◆ Provided material:
:::::

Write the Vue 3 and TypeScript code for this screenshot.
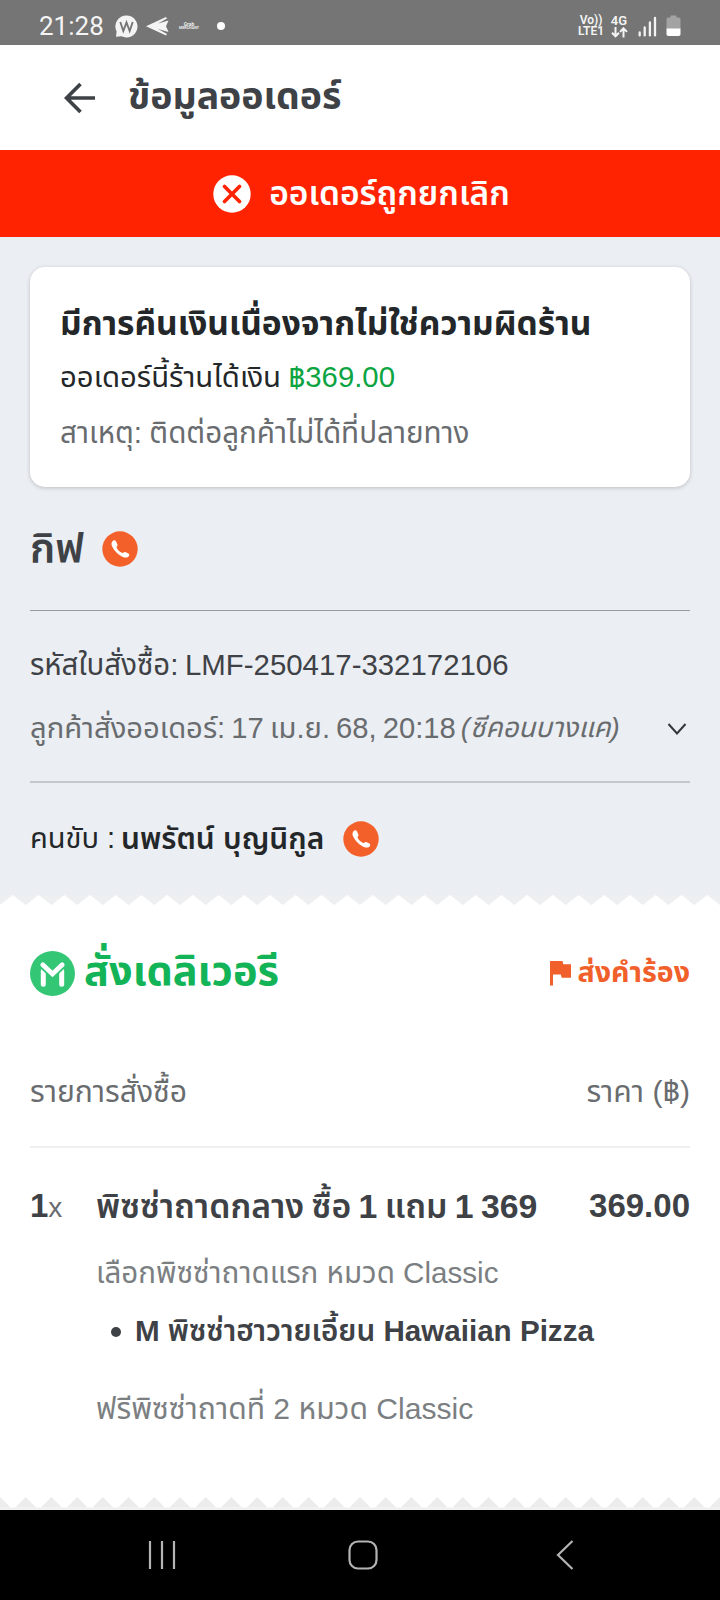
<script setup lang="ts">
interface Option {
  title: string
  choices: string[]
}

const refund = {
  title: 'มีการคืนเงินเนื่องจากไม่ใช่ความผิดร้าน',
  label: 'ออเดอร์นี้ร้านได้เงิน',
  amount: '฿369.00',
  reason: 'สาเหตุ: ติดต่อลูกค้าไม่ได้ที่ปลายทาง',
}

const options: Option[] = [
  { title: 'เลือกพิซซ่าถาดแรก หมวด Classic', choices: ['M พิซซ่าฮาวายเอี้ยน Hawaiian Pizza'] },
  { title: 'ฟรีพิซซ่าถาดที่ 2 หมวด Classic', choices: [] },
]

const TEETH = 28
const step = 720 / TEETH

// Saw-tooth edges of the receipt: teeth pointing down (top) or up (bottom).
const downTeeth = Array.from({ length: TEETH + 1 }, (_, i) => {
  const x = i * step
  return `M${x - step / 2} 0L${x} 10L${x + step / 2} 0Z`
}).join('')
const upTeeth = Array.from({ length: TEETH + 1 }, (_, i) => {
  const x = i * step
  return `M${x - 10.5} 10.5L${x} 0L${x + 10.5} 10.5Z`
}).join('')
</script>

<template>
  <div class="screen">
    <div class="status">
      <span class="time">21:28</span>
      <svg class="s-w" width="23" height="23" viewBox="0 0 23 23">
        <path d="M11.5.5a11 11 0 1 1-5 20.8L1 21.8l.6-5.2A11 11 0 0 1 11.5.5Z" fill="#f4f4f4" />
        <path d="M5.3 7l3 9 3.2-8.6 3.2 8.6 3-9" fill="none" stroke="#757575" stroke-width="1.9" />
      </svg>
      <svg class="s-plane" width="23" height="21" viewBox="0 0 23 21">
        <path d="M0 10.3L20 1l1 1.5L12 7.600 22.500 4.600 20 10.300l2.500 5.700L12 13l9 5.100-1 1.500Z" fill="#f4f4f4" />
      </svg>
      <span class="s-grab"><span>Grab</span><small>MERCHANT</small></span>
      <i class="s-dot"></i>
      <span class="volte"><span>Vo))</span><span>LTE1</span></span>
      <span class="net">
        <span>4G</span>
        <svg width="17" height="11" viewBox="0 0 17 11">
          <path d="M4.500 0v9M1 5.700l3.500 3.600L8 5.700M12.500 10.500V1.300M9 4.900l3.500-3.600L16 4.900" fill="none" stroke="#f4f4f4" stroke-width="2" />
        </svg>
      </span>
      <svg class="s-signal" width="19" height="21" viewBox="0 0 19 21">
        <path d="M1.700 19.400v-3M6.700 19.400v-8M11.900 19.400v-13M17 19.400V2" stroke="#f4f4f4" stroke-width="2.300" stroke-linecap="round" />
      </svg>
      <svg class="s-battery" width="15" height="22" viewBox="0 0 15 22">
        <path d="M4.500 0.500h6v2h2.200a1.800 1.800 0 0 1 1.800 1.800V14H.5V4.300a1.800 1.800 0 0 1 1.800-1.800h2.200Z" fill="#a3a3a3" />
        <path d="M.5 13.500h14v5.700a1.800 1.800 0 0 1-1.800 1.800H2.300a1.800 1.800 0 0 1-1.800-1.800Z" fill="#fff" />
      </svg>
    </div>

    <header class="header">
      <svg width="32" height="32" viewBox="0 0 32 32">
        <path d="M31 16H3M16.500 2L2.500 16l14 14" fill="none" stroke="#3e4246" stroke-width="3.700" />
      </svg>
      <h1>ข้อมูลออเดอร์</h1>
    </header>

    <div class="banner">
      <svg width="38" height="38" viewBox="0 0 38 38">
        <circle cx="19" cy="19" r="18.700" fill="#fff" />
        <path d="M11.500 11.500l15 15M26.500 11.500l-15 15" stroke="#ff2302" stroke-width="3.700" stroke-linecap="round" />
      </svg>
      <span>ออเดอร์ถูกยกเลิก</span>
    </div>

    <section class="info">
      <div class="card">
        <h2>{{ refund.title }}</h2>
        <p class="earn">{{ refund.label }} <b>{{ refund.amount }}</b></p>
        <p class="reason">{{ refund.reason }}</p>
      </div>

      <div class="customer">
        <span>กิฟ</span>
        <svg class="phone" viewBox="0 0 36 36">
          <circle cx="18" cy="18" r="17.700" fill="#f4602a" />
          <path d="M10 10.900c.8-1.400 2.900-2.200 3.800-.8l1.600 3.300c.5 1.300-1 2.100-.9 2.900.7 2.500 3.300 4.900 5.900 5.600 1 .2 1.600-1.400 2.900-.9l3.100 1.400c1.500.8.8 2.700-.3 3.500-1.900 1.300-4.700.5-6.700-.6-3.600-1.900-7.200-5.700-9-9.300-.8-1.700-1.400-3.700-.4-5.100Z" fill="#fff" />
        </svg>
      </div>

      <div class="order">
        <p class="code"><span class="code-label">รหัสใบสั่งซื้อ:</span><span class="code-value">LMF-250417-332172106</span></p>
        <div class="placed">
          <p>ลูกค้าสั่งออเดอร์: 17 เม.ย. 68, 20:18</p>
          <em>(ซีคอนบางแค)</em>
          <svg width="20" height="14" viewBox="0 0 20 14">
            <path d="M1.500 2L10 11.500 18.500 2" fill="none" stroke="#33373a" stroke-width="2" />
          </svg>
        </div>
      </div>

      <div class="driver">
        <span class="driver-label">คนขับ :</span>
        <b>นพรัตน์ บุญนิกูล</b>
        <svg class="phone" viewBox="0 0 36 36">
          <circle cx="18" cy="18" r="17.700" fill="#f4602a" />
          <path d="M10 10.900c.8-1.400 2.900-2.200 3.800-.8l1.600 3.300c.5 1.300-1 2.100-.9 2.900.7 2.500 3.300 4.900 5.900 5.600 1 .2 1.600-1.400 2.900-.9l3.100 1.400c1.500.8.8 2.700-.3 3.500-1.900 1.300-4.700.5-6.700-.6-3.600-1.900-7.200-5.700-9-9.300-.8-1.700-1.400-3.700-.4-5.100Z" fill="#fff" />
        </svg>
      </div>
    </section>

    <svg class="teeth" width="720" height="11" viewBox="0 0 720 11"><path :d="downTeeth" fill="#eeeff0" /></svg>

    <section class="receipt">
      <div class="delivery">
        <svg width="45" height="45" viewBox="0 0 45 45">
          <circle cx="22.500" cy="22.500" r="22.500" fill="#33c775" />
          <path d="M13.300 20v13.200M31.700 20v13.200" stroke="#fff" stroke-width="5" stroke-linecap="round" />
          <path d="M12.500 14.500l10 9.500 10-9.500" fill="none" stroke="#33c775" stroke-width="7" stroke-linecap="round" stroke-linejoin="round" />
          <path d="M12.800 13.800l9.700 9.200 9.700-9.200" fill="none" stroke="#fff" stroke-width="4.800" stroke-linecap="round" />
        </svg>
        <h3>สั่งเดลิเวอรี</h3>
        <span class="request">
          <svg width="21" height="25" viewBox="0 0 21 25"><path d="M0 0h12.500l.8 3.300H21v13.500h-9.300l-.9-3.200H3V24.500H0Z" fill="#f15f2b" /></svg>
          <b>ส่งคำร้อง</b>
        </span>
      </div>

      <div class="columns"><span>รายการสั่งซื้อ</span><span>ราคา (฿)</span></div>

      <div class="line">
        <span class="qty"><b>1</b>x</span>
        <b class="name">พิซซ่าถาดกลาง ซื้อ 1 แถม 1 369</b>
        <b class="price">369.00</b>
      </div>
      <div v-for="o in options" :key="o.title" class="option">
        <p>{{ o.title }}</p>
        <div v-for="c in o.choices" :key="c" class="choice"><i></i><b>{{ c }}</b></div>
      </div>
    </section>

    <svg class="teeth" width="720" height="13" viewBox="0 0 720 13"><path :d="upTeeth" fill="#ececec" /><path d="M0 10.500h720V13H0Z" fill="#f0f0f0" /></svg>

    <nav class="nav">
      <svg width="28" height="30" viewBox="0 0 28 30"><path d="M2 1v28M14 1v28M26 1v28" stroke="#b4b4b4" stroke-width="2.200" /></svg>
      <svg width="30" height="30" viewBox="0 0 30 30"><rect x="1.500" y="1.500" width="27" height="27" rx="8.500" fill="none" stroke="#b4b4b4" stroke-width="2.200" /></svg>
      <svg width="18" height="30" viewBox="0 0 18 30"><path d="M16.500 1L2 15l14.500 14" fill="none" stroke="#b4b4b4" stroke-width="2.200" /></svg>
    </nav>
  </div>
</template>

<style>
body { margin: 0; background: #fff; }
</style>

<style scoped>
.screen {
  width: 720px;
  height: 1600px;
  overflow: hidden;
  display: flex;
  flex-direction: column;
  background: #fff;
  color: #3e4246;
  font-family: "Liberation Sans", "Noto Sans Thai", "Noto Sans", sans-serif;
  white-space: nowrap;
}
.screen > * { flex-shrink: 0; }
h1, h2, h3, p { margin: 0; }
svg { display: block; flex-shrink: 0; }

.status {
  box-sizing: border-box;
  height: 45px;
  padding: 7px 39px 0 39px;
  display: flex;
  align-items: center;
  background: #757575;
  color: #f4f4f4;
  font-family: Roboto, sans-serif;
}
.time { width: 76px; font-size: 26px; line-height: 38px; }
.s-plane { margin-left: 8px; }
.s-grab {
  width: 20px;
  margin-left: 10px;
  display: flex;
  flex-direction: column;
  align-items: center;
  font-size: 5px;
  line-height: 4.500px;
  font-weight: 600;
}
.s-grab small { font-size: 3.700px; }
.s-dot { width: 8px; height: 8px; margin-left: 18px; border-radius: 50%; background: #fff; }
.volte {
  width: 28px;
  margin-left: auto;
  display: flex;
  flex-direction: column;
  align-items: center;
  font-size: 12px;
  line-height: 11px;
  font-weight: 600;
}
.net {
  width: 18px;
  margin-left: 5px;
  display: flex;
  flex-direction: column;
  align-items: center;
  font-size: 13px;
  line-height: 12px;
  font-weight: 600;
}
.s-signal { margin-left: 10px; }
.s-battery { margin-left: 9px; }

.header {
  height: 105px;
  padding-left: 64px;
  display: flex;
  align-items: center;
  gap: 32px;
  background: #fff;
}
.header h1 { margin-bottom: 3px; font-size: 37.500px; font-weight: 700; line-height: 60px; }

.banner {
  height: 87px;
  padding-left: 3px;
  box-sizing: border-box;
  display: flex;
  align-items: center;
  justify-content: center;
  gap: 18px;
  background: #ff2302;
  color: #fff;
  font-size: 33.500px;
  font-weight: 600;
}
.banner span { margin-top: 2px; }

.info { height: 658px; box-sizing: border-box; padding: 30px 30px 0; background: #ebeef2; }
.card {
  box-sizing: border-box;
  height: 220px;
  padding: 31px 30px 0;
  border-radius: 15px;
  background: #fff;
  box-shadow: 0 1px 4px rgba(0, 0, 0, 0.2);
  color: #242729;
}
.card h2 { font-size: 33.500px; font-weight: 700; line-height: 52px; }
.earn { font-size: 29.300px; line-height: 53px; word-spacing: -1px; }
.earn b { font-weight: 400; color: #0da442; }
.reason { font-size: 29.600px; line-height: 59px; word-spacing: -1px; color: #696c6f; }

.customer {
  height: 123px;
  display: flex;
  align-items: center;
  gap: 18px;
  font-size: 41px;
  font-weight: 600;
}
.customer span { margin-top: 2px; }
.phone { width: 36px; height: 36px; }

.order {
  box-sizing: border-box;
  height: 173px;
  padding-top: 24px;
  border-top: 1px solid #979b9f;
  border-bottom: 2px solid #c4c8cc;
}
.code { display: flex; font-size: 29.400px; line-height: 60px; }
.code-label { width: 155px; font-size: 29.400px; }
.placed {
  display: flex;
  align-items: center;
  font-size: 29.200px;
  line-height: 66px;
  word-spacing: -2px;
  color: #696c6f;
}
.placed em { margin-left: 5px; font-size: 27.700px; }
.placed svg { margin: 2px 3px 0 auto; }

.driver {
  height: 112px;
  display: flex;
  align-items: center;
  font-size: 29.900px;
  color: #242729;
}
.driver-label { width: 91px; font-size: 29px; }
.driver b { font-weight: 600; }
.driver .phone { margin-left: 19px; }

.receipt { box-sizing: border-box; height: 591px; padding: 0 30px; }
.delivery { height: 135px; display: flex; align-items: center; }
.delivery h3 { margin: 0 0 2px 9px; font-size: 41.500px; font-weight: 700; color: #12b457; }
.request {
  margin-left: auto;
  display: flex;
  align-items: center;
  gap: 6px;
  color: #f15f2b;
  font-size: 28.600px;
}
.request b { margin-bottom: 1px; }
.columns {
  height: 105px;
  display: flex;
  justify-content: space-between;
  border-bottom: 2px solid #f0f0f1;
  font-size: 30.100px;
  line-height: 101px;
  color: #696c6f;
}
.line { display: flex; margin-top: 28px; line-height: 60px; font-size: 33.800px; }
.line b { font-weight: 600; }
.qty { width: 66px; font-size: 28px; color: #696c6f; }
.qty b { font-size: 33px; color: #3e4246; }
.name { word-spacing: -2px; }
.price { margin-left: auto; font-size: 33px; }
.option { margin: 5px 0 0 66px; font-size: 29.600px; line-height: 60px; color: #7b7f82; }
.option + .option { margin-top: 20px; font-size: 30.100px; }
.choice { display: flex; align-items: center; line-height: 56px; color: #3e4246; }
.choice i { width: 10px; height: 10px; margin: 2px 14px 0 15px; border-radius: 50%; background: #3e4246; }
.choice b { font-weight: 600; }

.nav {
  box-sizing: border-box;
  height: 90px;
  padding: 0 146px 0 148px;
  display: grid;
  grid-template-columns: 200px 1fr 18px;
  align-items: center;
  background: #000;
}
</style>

:::::

◆ What is required: Copy each line in the data that holds the word "code".

◆ Completed task:
Write the Vue 3 and TypeScript code for this screenshot.
        <p class="code"><span class="code-label">รหัสใบสั่งซื้อ:</span><span class="code-value">LMF-250417-332172106</span></p>
.code { display: flex; font-size: 29.400px; line-height: 60px; }
.code-label { width: 155px; font-size: 29.400px; }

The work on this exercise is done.